China has delayed indefinitely its national “action plan” on climate change, which was due to be released on Monday after exhaustive consultations among ministries in Beijing and provincial and local governments.

No explanation was given for the move, although global warming is causing increasing international concern about the country’s high-speed economic growth model. China has delayed the long-awaited release of its policy response to climate change, an issue that is increasingly focusing international attention on the country’s high-speed economic growth model.

The action plan would be China’s first considered response to the latest science on climate change and would provide the basis for its position in negotiations for a possible post-Kyoto international accord.

China has resisted setting mandatory targets for emissions but will propose cutting emissions of greenhouse gases per unit of economic output by 40 per cent from 2000 to 2020, according to Reuters.

China is responsible for only a small portion of greenhouse gases that have accumulated in the atmosphere but is likely to become the largest emitter in the world as early as this year, according to the International Energy Agency.

The country is facing a potentially devastating impact from climate change, according to the UN Intergovernmental Panel on Climate Change (IPCC) report on China and Asia, part of which was released in Beijing on Monday. “Climate change has become a social and economic problem for China,” said Zheng Guoguang, director of China’s Meteorological Administration.

Global warming threatened longer droughts and cuts to farm production, as well as higher rainfall in some areas, leading to “heavier economic losses and loss of lives in southern China”, said the report released by the CMA.

The supply of water to China’s most important waterways, the Yangtze and the Yellow rivers, would also be reduced by the melting of glaciers on the Qinghai-Tibet highlands in the west.

Qin Dahe, a co-chair of one IPCC working group, said the glaciers had shrunk by about a quarter in the past 350 years but that global warming would accelerate that trend, with another 25 per cent of the icecaps disappearing by 2050. “Glaciers are vital to the national economy and people’s livelihood,” Mr Qin said.

Output of all China’s staple farm products, including rice, grain and meat, faces substantial cuts because of changing climate conditions.
The country’s arable land was shrinking to dangerously low levels because of polluted water, overuse of fertilisers and contamination from heavy metals and solid waste, the Ministry of Land and Resources said on Monday.
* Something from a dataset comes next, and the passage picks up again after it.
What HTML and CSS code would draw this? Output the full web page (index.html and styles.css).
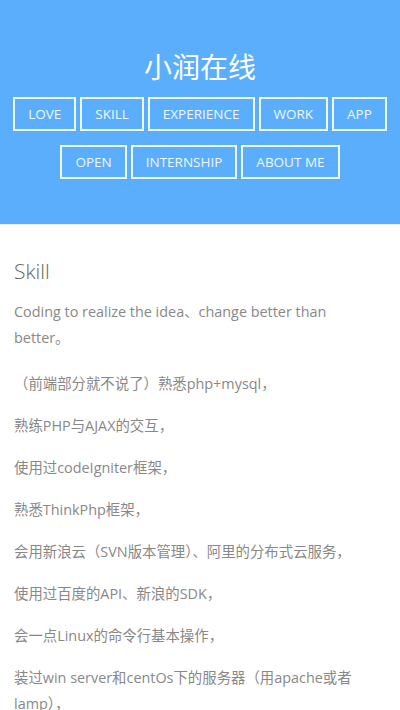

In addition, rising sea levels posed a long-term threat to China’s coastal cities, which are the powerhouse of its economy and the nation’s wealthiest areas.

Luo Yong, deputy director of the National Climate Centre, a body under the CMA, said sea levels along the Chinese coast had been rising faster than the global average over the past half­century. “Coastal areas, including the Yangtze river delta [around Shanghai], are greatly threatened by the rise in sea level,” he said.

The surge in China’s emissions of greenhouse gases is the result of not just its fast economic growth but also huge investments in the past five years in heavy industry, such as steel, aluminium and cement plants.

The dominance of coal in China’s power generation is the key to its high emissions relative to the size of the economy. Every year China is adding more than the entire power generation capacity of the UK in coal-fired plants alone.

China is a signatory to the Kyoto Protocol but remains opposed to accepting mandatory cuts in emissions, which it regards as interfering with the country’s right to develop.